The guys at Selectica have some great points but to make expensive enterprise software work it’s important to work a system and not to work the software:
- Don’t try and put all your contractual information in one single database at once. Not only do individuals have different ways and systems (what I call the e-Hub of someone’s daily life) from which they manage their data they may also run into legal issues around probity and confidentiality (by cross-contaminating case management with archival material). Businesses do not need to invest in costly customisation but do need to strike a financial balance between customisation and counter-intuitive vendor processes. One neat tool is to create a visual model of the deal (its structures, functions and concepts) and provide hyperlinks to the various file systems. This removes the need to develop a common taxonomy as workers now have a visual reference point (rather than a word) for their own understanding.

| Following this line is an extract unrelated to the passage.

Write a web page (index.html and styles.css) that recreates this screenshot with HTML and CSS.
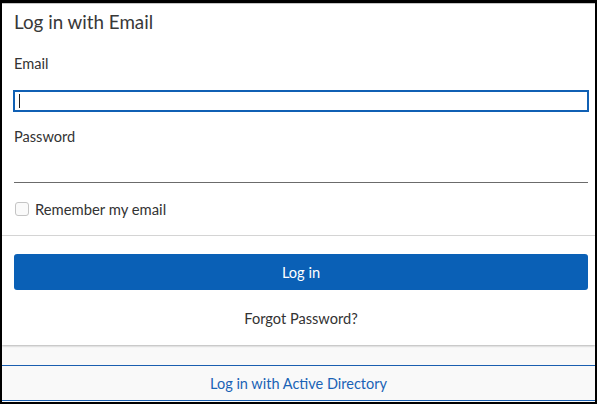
FILE: index.html
```html
<!DOCTYPE html>
<html lang="en">
<head>
<meta charset="utf-8">
<title>Log in with Email</title>
<link rel="stylesheet" href="styles.css">
</head>
<body>
<div class="frame">
  <div class="panel">
    <form class="form-section">
      <h1 class="title">Log in with Email</h1>
      <label class="label label-email" for="email">Email</label>
      <div class="email-field">
        <input class="input input-email" id="email" type="email" value="">
        <span class="caret"></span>
      </div>
      <label class="label label-password" for="password">Password</label>
      <input class="input input-password" id="password" type="password" value="">
      <label class="remember">
        <span class="checkbox"></span>
        <span class="remember-text">Remember my email</span>
      </label>
    </form>
    <div class="actions">
      <button class="login-btn" type="button">Log in</button>
      <a class="forgot" href="#">Forgot Password?</a>
    </div>
  </div>
  <a class="ad-link" href="#">Log in with Active Directory</a>
</div>
</body>
</html>
```

FILE: styles.css
```css
* { box-sizing: border-box; }
html, body { margin: 0; padding: 0; }
body {
  background: #000;
  width: 597px;
  height: 404px;
  overflow: hidden;
  font-family: "Lato", "Open Sans", sans-serif;
  color: #333;
}
.frame {
  margin: 3px 2px 0 2px;
  height: 399px;
  background: #f9f9f9;
  border-top: 1px solid #c9c9c9;
  display: flex;
  flex-direction: column;
}
.panel {
  background: #fff;
  box-shadow: 0 1px 2px rgba(0,0,0,0.28);
}
.form-section {
  display: flex;
  flex-direction: column;
  padding: 7px 7px 16px 12px;
  margin: 0;
}
.title {
  margin: 0;
  font-size: 18.8px;
  line-height: 22px;
  font-weight: 400;
  color: #383838;
}
.label {
  font-size: 14.6px;
  line-height: 20px;
  color: #333;
}
.label-email { margin-top: 21px; line-height: 19px; }
.email-field {
  position: relative;
  margin-top: 17px;
  margin-left: -1px;
  margin-right: -1px;
}
.input {
  display: block;
  width: 100%;
  font: inherit;
  outline: none;
  background: #fff;
}
.input-email {
  height: 22px;
  border: 2px solid #1060b4;
  border-radius: 0;
  padding: 0 4px;
}
.caret {
  position: absolute;
  left: 6px;
  top: 4px;
  width: 1px;
  height: 14px;
  background: #222;
}
.label-password { margin-top: 15px; line-height: 19px; }
.input-password {
  margin-top: 10px;
  height: 27px;
  border: none;
  border-bottom: 1px solid #6b6b6b;
  padding: 0;
}
.remember {
  margin-top: 16px;
  display: flex;
  align-items: center;
  height: 20px;
  font-size: 14.8px;
}
.checkbox {
  width: 14px;
  height: 14px;
  margin-left: 1px;
  border: 1px solid #c4c4c4;
  border-radius: 3px;
  background: #fafafa;
}
.remember-text { margin-left: 6px; color: #333; }
.actions {
  border-top: 1px solid #d4d4d4;
  padding: 18px 7px 16px 12px;
  display: flex;
  flex-direction: column;
  align-items: center;
}
.login-btn {
  width: 100%;
  height: 36px;
  border: none;
  border-radius: 3px;
  background: #0a60b6;
  color: #fff;
  font: inherit;
  font-size: 14.6px;
}
.forgot {
  margin-top: 19px;
  font-size: 14.6px;
  line-height: 20px;
  color: #333;
  text-decoration: none;
}
.ad-link {
  margin-top: 20px;
  height: 36px;
  border-top: 1px solid #1a5fb0;
  border-bottom: 1px solid #1a5fb0;
  display: flex;
  align-items: center;
  justify-content: center;
  font-size: 14.5px;
  color: #1a63b6;
  text-decoration: none;
}
```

- With process automation it is critical to ensure that the business doesn’t codefy its culture. This will only calcify bottlenecks. A firm needs to make sure that it re-engineers its CLM process before it creates a workflow from it. Remove non-tasks and automate simple clerical work and approvals.
- The business also needs to make sure that experts are not only notified but they are also edified and contextualised. When pushing workflows out to experts, such as in-house counsel, outside counsel etc then these people must have a clear view of the dependent components of the deal’s architecture. Businesses can speed this process and reduce its costs by linking their own systems to online legal databases such as Thomson Reuters (Westlaw AU, FirstPoint), Lexis Nexis or CCH.
In summ, good contract management needs a highly cross-functional and multi-disciplinary approach if it is not only to be successful but also if it isn’t going to add additional cost and friction to business operations. Enterprise products such as Selectica’s are a great start but customers must be careful to make sure that the software supports their own system otherwise they will spend all their money and time working the software.